My Lords, this year we have increased expenditure on the Energy Efficiency Office by some 40 per cent. That is a record of which we are extremely proud and no doubt it is one that we shall wish to continue.

Viscount Mersey

My Lords, will my noble friend confirm that he has lost no time in promoting energy efficiency because only yesterday he launched a large combined heat and power scheme in the City of London?

Lord Strathclyde

My Lords, I am grateful to my noble friend for having raised that matter. He is quite right.

Lord Hatch of Lusby

My Lords, before the Minister becomes too satisfied with the extra money that is being allocated to his department will he look at the past record? In doing so he will see that two or three years ago the budget of the Energy Efficiency Office was drastically reduced and that therefore he is starting from a low base. During his familiarisation period will the Minister also take particular note of the decline in expenditure on energy efficiency in this country during the past five years?

Lord Strathclyde

My Lords, before the noble Lord becomes too depressed perhaps I may point out that since 1983 the Government have spent more than £190 million on their energy efficiency programme and that that has generated savings worth more than £500 million per year.

Lord Cledwyn of Penrhos

My Lords, is the Minister aware that there is growing disquiet about the abolition of the Department of Energy, which was highly regarded in Whitehall, in Parliament and in the country generally? Will he make plain to the House which department will in future be responsible for producing the energy policy which has been lacking during the past 13 years?

Lord Strathclyde

My Lords, I hope that any disquiet will soon be dispelled as people realise that my department, the Department of the Environment, and the Department of Trade and Industry are serious in taking on the responsibilities of what was a most successful Department of Energy.

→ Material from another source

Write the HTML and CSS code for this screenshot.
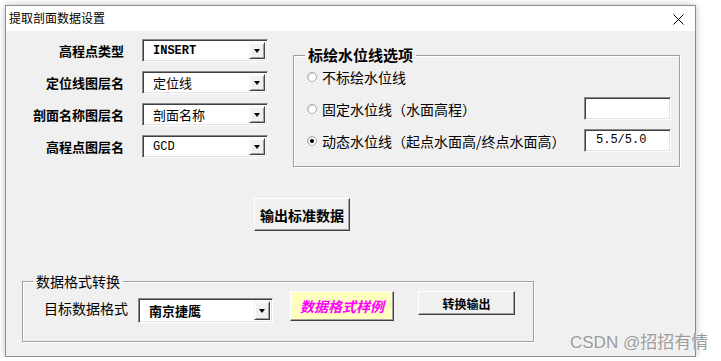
FILE: index.html
```html
<!DOCTYPE html>
<html lang="zh-CN">

<head>
    <meta charset="UTF-8">
    <meta name="viewport" content="width=device-width, initial-scale=1.0">
    <title>提取剖面数据设置</title>
    <link rel="stylesheet" href="styles.css">
</head>

<body>
    <div class="window">
        <div class="titlebar">
            <span class="title">提取剖面数据设置</span>
            <svg class="close" width="11" height="11" viewBox="0 0 11 11">
                <path d="M0.5 0.5 L10.5 10.5 M10.5 0.5 L0.5 10.5" stroke="#000" stroke-width="1" fill="none" />
            </svg>
        </div>
        <div class="client">
            <div class="top">
                <div class="fields">
                    <div class="field">
                        <span class="label">高程点类型</span>
                        <div class="combo"><span class="val mono">INSERT</span><span class="drop"></span></div>
                    </div>
                    <div class="field">
                        <span class="label">定位线图层名</span>
                        <div class="combo"><span class="val">定位线</span><span class="drop"></span></div>
                    </div>
                    <div class="field">
                        <span class="label">剖面名称图层名</span>
                        <div class="combo"><span class="val">剖面名称</span><span class="drop"></span></div>
                    </div>
                    <div class="field">
                        <span class="label">高程点图层名</span>
                        <div class="combo"><span class="val plain">GCD</span><span class="drop"></span></div>
                    </div>
                </div>

                <fieldset class="group water">
                    <legend>标绘水位线选项</legend>
                    <div class="opt">
                        <span class="radio"></span><span class="opt-text">不标绘水位线</span>
                    </div>
                    <div class="opt">
                        <span class="radio"></span><span class="opt-text">固定水位线（水面高程）</span>
                        <div class="textbox"></div>
                    </div>
                    <div class="opt">
                        <span class="radio on"></span><span class="opt-text">动态水位线（起点水面高/终点水面高）</span>
                        <div class="textbox">5.5/5.0</div>
                    </div>
                </fieldset>
            </div>

            <div class="action">
                <div class="btn big">输出标准数据</div>
            </div>

            <fieldset class="group convert">
                <legend>数据格式转换</legend>
                <div class="convert-row">
                    <span class="target-label">目标数据格式</span>
                    <div class="combo wide"><span class="val bold">南京捷鹰</span><span class="drop"></span></div>
                    <div class="btn sample">数据格式样例</div>
                    <div class="btn small">转换输出</div>
                </div>
            </fieldset>
        </div>
    </div>
    <div class="watermark">CSDN @招招有情</div>
</body>

</html>
```

FILE: styles.css
```css
body {
    margin: 0;
    padding: 5px 0 0 5px;
    background-color: white;
    font-family: "Noto Sans CJK SC", "DejaVu Sans", sans-serif;
    color: black;
}

.window {
    width: 689px;
    height: 350px;
    border: 1px solid #8c8c8c;
    box-shadow: 0 0 7px rgba(0, 0, 0, 0.25);
    display: flex;
    flex-direction: column;
    background-color: #f0f0f0;
}

.titlebar {
    height: 25px;
    background-color: white;
    display: flex;
    align-items: center;
    justify-content: space-between;
    padding: 0 11px 0 3px;
}

.title {
    font-size: 12px;
    line-height: 14px;
    margin-top: -1px;
}

.close {
    margin-top: 1px;
}

.client {
    flex: 1;
}

.top {
    display: flex;
}

.fields {
    display: flex;
    flex-direction: column;
    gap: 9px;
    padding-top: 8px;
}

.field {
    display: flex;
    align-items: center;
    gap: 18px;
    height: 23px;
}

.label {
    width: 118px;
    text-align: right;
    font-size: 13px;
    font-weight: bold;
    white-space: nowrap;
}

/* sunken combo box */
.combo {
    width: 126px;
    height: 23px;
    box-sizing: border-box;
    border: 1px solid;
    border-color: #8a8a8a #fff #fff #8a8a8a;
    box-shadow: inset 1px 1px #404040, inset -1px -1px #e3e3e3;
    background-color: white;
    display: flex;
    align-items: center;
    justify-content: space-between;
    padding: 2px 2px 2px 10px;
}

.combo.wide {
    width: 135px;
    height: 25px;
    margin-top: 7px;
}

.val {
    font-size: 13px;
    line-height: 16px;
    white-space: nowrap;
}

.val.mono {
    font-family: "Liberation Mono", monospace;
    font-weight: bold;
    font-size: 12px;
}

.val.plain {
    font-family: "Liberation Mono", monospace;
    font-size: 12px;
}

.val.bold {
    font-weight: bold;
}

.drop {
    width: 16px;
    height: 100%;
    box-sizing: border-box;
    background-color: #f0f0f0;
    border: 1px solid;
    border-color: #f0f0f0 #404040 #404040 #f0f0f0;
    box-shadow: inset 1px 1px #fff, inset -1px -1px #a0a0a0;
    display: flex;
    align-items: center;
    justify-content: center;
}

.drop::after {
    content: "";
    border-left: 3.5px solid transparent;
    border-right: 3.5px solid transparent;
    border-top: 4px solid black;
    margin-top: 1px;
}

/* group boxes */
.group {
    margin: 0;
    padding: 0;
    border: 1px solid #a0a0a0;
    box-shadow: 1px 1px white, inset 1px 1px white;
    min-inline-size: 0;
}

.group legend {
    padding: 0 3px;
    margin-left: 10px;
}

.water {
    width: 387px;
    height: 121px;
    box-sizing: border-box;
    margin-left: 25px;
    margin-top: 15px;
    padding: 1px 8px 0 13px;
    display: flex;
    flex-direction: column;
    gap: 9px;
}

.water legend {
    font-size: 15px;
    font-weight: bold;
    line-height: 18px;
    margin-left: -2px;
}

.opt {
    height: 23px;
    display: flex;
    align-items: center;
}

.radio {
    width: 10px;
    height: 10px;
    box-sizing: border-box;
    border-radius: 50%;
    border: 1px solid #a8a8a8;
    background-color: white;
    box-shadow: inset 1px 1px #dcdcdc;
    margin-right: 5px;
    display: flex;
    align-items: center;
    justify-content: center;
}

.radio.on::after {
    content: "";
    width: 4px;
    height: 4px;
    border-radius: 50%;
    background-color: black;
}

.opt-text {
    font-size: 14px;
    white-space: nowrap;
}

.textbox {
    margin-left: auto;
    width: 87px;
    height: 23px;
    box-sizing: border-box;
    border: 1px solid;
    border-color: #8a8a8a #fff #fff #8a8a8a;
    box-shadow: inset 1px 1px #404040, inset -1px -1px #e3e3e3;
    background-color: white;
    font-family: "Liberation Mono", monospace;
    font-size: 12px;
    line-height: 21px;
    padding-left: 11px;
}

/* raised buttons */
.btn {
    box-sizing: border-box;
    background-color: #f0f0f0;
    border: 1px solid;
    border-color: #fff #404040 #404040 #fff;
    box-shadow: inset -1px -1px #a0a0a0;
    display: flex;
    align-items: center;
    justify-content: center;
    font-weight: bold;
    white-space: nowrap;
}

.action {
    padding: 31px 0 0 248px;
}

.btn.big {
    width: 96px;
    height: 33px;
    font-size: 14px;
}

.convert {
    width: 512px;
    height: 69px;
    box-sizing: border-box;
    margin: 42px 0 0 16px;
}

.convert legend {
    font-size: 14px;
    line-height: 17px;
}

.convert-row {
    display: flex;
    align-items: flex-start;
    padding: 1px 0 0 21px;
}

.target-label {
    font-size: 14px;
    line-height: 25px;
    margin-top: 5px;
    margin-right: 10px;
}

.btn.sample {
    width: 104px;
    height: 30px;
    margin-left: 17px;
    background-color: #ffffc0;
    color: #ff00ff;
    font-style: italic;
    font-size: 14px;
}

.btn.small {
    width: 97px;
    height: 24px;
    margin-left: 24px;
    font-size: 12px;
}

.watermark {
    position: absolute;
    left: 570px;
    top: 332px;
    font-family: "Liberation Sans", "Noto Sans CJK SC", sans-serif;
    font-size: 17px;
    line-height: 21px;
    color: #9a9a9a;
    text-shadow: 0 0 2px white;
}
```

It will be up to those two departments, in particular the DTI, to produce the generality of our energy policies.

Lord Cledwyn of Penrhos

My Lords, how will that be done? What plan exists? That has not been made plain to Parliament. It is the responsibility of the noble Lord and his two right honourable friends to explain their future plans for the energy industry.

Lord Strathclyde

My Lords, these are early days in the new Parliament. No doubt my right honourable friends the Secretaries of State for Environment and for Trade and Industry will be able to take that point on board.